This story originally appeared on Atlas Obscura and is part of the Climate Desk collaboration.

For months the waters around Istanbul, Turkey, have been coated with a gloopy film. Sometimes creamy, sometimes khaki, it can appear slightly dreamy or superlatively gross, depending on the vantage. From overhead, it’s almost romantic, like clouds glimpsed from space, white squiggles marbling Earth’s blue. Up close, the stuff is much more phlegmy. The shore-hugging substance is sometimes known as “sea snot,” and it’s easy to see why. It looks like the marine equivalent of a big, wet sneeze.

Sea snot is more scientifically known as “marine mucilage,” and it’s an ecosystem of its own. In a 2009 paper in the journal PLOS One, a team of scientists led by Roberto Danovaro, a marine biologist at Italy’s Polytechnic University of Marche, described it as a “gelatinous” stage of marine snow, the jumble of organic material—such as feces and fragments of dead plants and animals—that drifts from the surface to the ocean floor.

The snot is produced by a bunch of microorganisms, one Turkish research team explained in a UNESCO bulletin called Harmful Algae News, especially microalgae known as diatoms. These petite algae are known to exude polysaccharides, sugary carbohydrates that can get quite sticky. Sampling sea snot that clotted several locations in the Sea of Marmara in 2007 and 2008, the researchers also identified species of dinoflagellates and more.
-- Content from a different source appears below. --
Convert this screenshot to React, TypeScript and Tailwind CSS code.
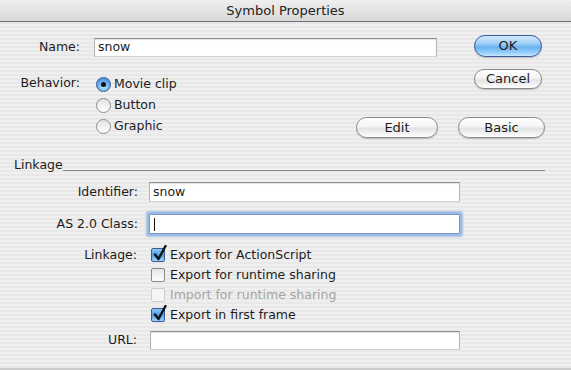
import React from 'react';

const stripes =
  'bg-[repeating-linear-gradient(to_bottom,#efefef_0px,#efefef_2px,#e8e8e8_2px,#e8e8e8_4px)]';

function AquaButton({
  children,
  primary = false,
  className = '',
}: {
  children: React.ReactNode;
  primary?: boolean;
  className?: string;
}) {
  return (
    <div
      className={`flex items-center justify-center rounded-full border text-[13px] shadow-[0_1px_1px_rgba(0,0,0,0.2)] ${
        primary
          ? 'border-[#3b5c9e] bg-[linear-gradient(to_bottom,#d3e9fb_0%,#9dcdf6_40%,#6ab2ef_55%,#8fcbf8_80%,#c3e8fd_100%)]'
          : 'border-[#8a8a8a] bg-[linear-gradient(to_bottom,#ffffff_0%,#f5f5f5_45%,#e3e3e3_55%,#f4f4f4_85%,#ffffff_100%)]'
      } ${className}`}
    >
      {children}
    </div>
  );
}

function Radio({ checked, label }: { checked?: boolean; label: string }) {
  return (
    <div className="flex h-[21px] items-center">
      {checked ? (
        <div className="flex h-[15px] w-[15px] items-center justify-center rounded-full border border-[#3a5a9a] bg-[radial-gradient(circle_at_50%_70%,#b9e2fc_0%,#5aa6ea_60%,#3f7fc9_100%)]">
          <div className="h-[5px] w-[5px] rounded-full bg-[#111]" />
        </div>
      ) : (
        <div className="h-[15px] w-[15px] rounded-full border border-[#8c8c8c] bg-[linear-gradient(to_bottom,#e2e2e2,#ffffff)]" />
      )}
      <span className="ml-[3px]">{label}</span>
    </div>
  );
}

function Checkbox({
  checked,
  disabled,
  label,
}: {
  checked?: boolean;
  disabled?: boolean;
  label: string;
}) {
  return (
    <div className="flex h-[20px] items-center">
      <div
        className={`relative h-[14px] w-[14px] rounded-[2px] border ${
          checked
            ? 'border-[#3a5a9a] bg-[linear-gradient(to_bottom,#8cc6f4,#4f9de6_50%,#9fd6fb)]'
            : disabled
              ? 'border-[#cdcdcd] bg-[#f4f4f4]'
              : 'border-[#8a8a8a] bg-[linear-gradient(to_bottom,#e4e4e4,#ffffff)]'
        }`}
      >
        {checked && (
          <svg
            className="absolute left-[1px] top-[-4px]"
            width="14"
            height="17"
            viewBox="0 0 14 17"
          >
            <path
              d="M2 9.5 L5.5 14 L12.5 1"
              fill="none"
              stroke="#111"
              strokeWidth="2.4"
              strokeLinecap="round"
              strokeLinejoin="round"
            />
          </svg>
        )}
      </div>
      <span className={`ml-[5px] ${disabled ? 'text-[#a4a4a4]' : ''}`}>{label}</span>
    </div>
  );
}

function TextField({ value, className = '' }: { value?: string; className?: string }) {
  return (
    <div
      className={`flex items-center border border-t-[#8d8d8d] border-l-[#b4b4b4] border-r-[#b4b4b4] border-b-[#d2d2d2] bg-white pl-[3px] shadow-[inset_0_1px_1px_rgba(0,0,0,0.12)] ${className}`}
    >
      {value}
    </div>
  );
}

export default function App() {
  return (
    <div
      className={`flex h-[370px] w-[571px] flex-col overflow-hidden ${stripes} font-['DejaVu_Sans',sans-serif] text-[12.5px] text-[#1c1c1c]`}
    >
      {/* Title bar */}
      <div className="flex h-[22px] shrink-0 items-center justify-center rounded-t-[6px] border-b border-[#6f6f6f] bg-[linear-gradient(to_bottom,#efefef,#d8d8d8)] text-[13px] text-[#222]">
        Symbol Properties
      </div>

      {/* Top section */}
      <div className="w-[545px] pt-[13px]">
        <div className="flex items-start">
          <div className="mt-[3px] flex h-[19px] w-[80px] items-center justify-end">Name:</div>
          <TextField value="snow" className="ml-[14px] mt-[3px] h-[19px] w-[343px]" />
          <AquaButton primary className="ml-[37px] h-[22px] w-[68px]">
            OK
          </AquaButton>
        </div>

        <div className="mt-[12px] flex">
          <div className="flex">
            <div className="mt-[4px] flex h-[21px] w-[80px] items-center justify-end">Behavior:</div>
            <div className="ml-[16px] flex flex-col pt-[5px]">
              <Radio checked label="Movie clip" />
              <Radio label="Button" />
              <Radio label="Graphic" />
            </div>
          </div>
          <div className="ml-auto flex w-[189px] flex-col">
            <AquaButton className="mr-[3px] h-[20px] w-[68px] self-end">Cancel</AquaButton>
            <div className="mt-[28px] flex">
              <AquaButton className="h-[21px] w-[82px]">Edit</AquaButton>
              <AquaButton className="ml-[20px] h-[21px] w-[87px]">Basic</AquaButton>
            </div>
          </div>
        </div>

        {/* Linkage separator */}
        <div className="mt-[19px] flex h-[15px] items-end">
          <span className="pl-[14px] leading-[15px]">Linkage</span>
          <div className="mb-[1px] h-px flex-1 bg-[#8a8a8a]" />
        </div>
      </div>

      {/* Linkage section */}
      <div className="mt-[10px] flex flex-col">
        <div className="flex items-center">
          <div className="w-[138px] text-right">Identifier:</div>
          <TextField value="snow" className="ml-[11px] h-[20px] w-[311px]" />
        </div>

        <div className="mt-[12px] flex items-center">
          <div className="w-[138px] text-right">AS 2.0 Class:</div>
          <div className="ml-[11px] flex h-[20px] w-[311px] items-center rounded-[1px] border border-[#7d98c4] bg-white pl-[4px] shadow-[0_0_0_2px_#9bbbe6,0_0_2px_3px_rgba(120,160,215,0.55)]">
            <div className="h-[13px] w-px bg-[#111]" />
          </div>
        </div>

        <div className="mt-[11px] flex">
          <div className="flex h-[20px] w-[137px] items-center justify-end">Linkage:</div>
          <div className="ml-[14px] flex flex-col">
            <Checkbox checked label="Export for ActionScript" />
            <Checkbox label="Export for runtime sharing" />
            <Checkbox disabled label="Import for runtime sharing" />
            <Checkbox checked label="Export in first frame" />
          </div>
        </div>

        <div className="mt-[6px] flex items-center">
          <div className="w-[137px] text-right">URL:</div>
          <TextField className="ml-[13px] h-[19px] w-[310px]" />
        </div>
      </div>

      <div className="mt-auto h-[2px] bg-[#cbcbcb]" />
    </div>
  );
}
A drone photo shows an aerial view of increased mucilage level at Caddebostan shore in Istanbul Turkey on June 15 2021.
A drone photo shows an aerial view of increased mucilage level at Caddebostan shore in Istanbul, Turkey on June 15, 2021.Photograph: Muhammed Enes Yildirim/Anadolu Agency/Getty Images

Like the mucus launched from human nostrils, sea snot can smell foul, and slimes whatever it touches. And in addition to discouraging swimmers and deterring fishing, the gunk can be a nuisance for corals, scientists have found. From December 2020 to early March 2021, H. Barış Özalp, a marine biologist at Turkey’s Çanakkale Onsekiz Mart University, measured the effects of sea snot on reefs in the Çanakkale Strait. Özalp found that some of the creatures were dripping with the stuff. It looked as though they had been blasted with ectoplasm, or wrapped in a spider’s web, and the substance seemed to be killing some of the branches. A thick coating can deprive the corals of oxygen, and other research teams have worked to suss out sea snot’s effect on mussels, crabs, and other sediment-dwellers. Danovaro’s team found that the sticky matrix can also entrap viruses, and potentially ferry them around marine ecosystems.